=== Required task ===
What is the number of lines in the data holding the word "this"? Give that number by itself.

=== Extracted material ===
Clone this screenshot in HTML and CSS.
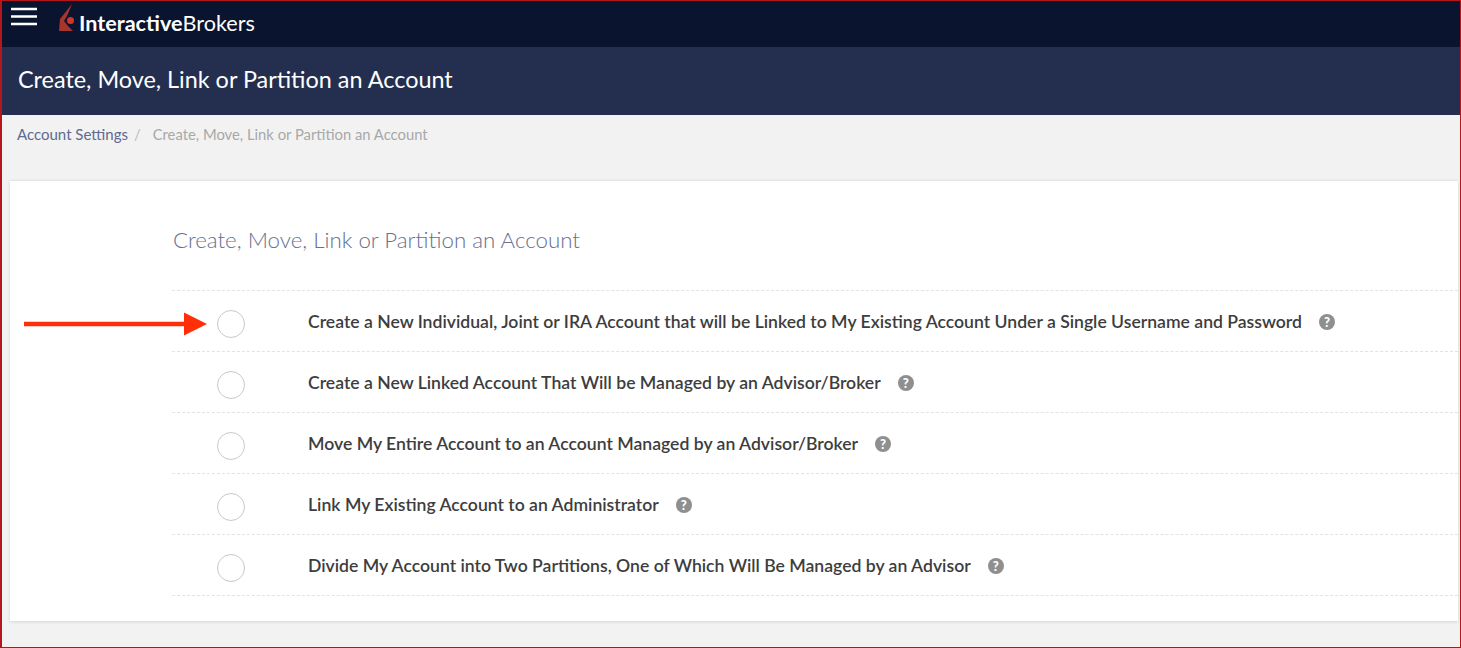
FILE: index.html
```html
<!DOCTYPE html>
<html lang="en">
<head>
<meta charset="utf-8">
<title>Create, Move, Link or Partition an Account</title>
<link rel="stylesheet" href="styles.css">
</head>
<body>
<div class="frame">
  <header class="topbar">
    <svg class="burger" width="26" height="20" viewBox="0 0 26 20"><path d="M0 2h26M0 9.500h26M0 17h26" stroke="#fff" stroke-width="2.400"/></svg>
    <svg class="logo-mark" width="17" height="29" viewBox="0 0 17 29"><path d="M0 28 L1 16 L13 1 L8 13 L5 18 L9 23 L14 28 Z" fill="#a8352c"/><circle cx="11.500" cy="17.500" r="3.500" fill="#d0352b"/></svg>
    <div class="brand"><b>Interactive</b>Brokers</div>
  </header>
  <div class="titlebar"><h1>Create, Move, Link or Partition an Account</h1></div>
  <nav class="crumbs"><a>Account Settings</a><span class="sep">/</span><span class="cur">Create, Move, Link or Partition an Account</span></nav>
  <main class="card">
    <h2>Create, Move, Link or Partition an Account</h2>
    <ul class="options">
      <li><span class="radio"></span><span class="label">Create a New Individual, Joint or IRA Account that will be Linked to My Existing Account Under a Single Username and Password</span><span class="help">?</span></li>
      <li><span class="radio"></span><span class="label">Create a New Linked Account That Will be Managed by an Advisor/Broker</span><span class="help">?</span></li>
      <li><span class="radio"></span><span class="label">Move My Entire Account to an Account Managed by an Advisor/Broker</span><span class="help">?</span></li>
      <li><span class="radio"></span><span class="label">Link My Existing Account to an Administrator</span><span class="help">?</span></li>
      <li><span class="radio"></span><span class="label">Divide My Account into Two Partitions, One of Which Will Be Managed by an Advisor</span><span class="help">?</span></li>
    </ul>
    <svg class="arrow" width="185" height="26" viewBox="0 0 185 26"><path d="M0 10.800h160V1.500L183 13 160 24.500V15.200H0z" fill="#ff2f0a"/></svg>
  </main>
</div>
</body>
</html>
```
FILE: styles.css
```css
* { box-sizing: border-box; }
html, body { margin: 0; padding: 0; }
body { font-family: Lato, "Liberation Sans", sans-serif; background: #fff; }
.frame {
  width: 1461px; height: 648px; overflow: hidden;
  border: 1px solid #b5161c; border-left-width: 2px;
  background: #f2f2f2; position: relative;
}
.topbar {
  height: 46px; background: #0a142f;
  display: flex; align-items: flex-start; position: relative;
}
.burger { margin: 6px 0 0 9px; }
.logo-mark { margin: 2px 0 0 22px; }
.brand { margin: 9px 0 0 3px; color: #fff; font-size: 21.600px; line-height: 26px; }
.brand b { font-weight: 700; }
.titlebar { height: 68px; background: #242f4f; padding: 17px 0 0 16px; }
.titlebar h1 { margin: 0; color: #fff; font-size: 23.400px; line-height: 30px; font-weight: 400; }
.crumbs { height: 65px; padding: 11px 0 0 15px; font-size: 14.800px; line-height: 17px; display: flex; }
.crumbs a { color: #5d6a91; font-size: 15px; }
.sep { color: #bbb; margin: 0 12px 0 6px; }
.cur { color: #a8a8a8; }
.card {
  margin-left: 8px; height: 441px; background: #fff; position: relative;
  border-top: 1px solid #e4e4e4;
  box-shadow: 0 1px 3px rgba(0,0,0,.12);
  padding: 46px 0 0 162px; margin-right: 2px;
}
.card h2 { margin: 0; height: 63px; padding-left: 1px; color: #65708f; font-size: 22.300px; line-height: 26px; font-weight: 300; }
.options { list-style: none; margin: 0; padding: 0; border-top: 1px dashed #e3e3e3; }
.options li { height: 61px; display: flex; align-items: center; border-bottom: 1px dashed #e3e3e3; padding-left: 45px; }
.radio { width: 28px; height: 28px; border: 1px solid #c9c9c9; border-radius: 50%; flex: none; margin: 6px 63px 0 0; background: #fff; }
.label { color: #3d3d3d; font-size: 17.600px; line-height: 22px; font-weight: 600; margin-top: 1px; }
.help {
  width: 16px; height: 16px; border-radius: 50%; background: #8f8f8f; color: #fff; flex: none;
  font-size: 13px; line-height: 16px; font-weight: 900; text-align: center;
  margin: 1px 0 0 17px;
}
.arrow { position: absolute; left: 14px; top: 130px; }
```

---

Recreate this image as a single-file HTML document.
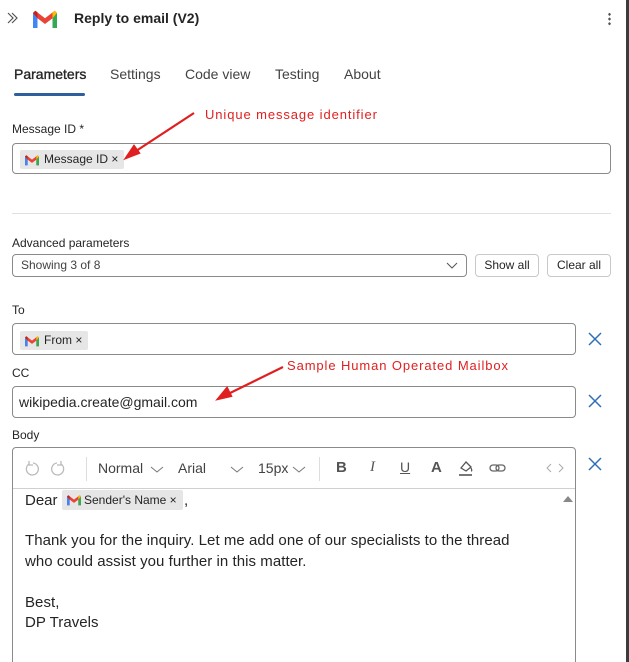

=== Task answer ===
2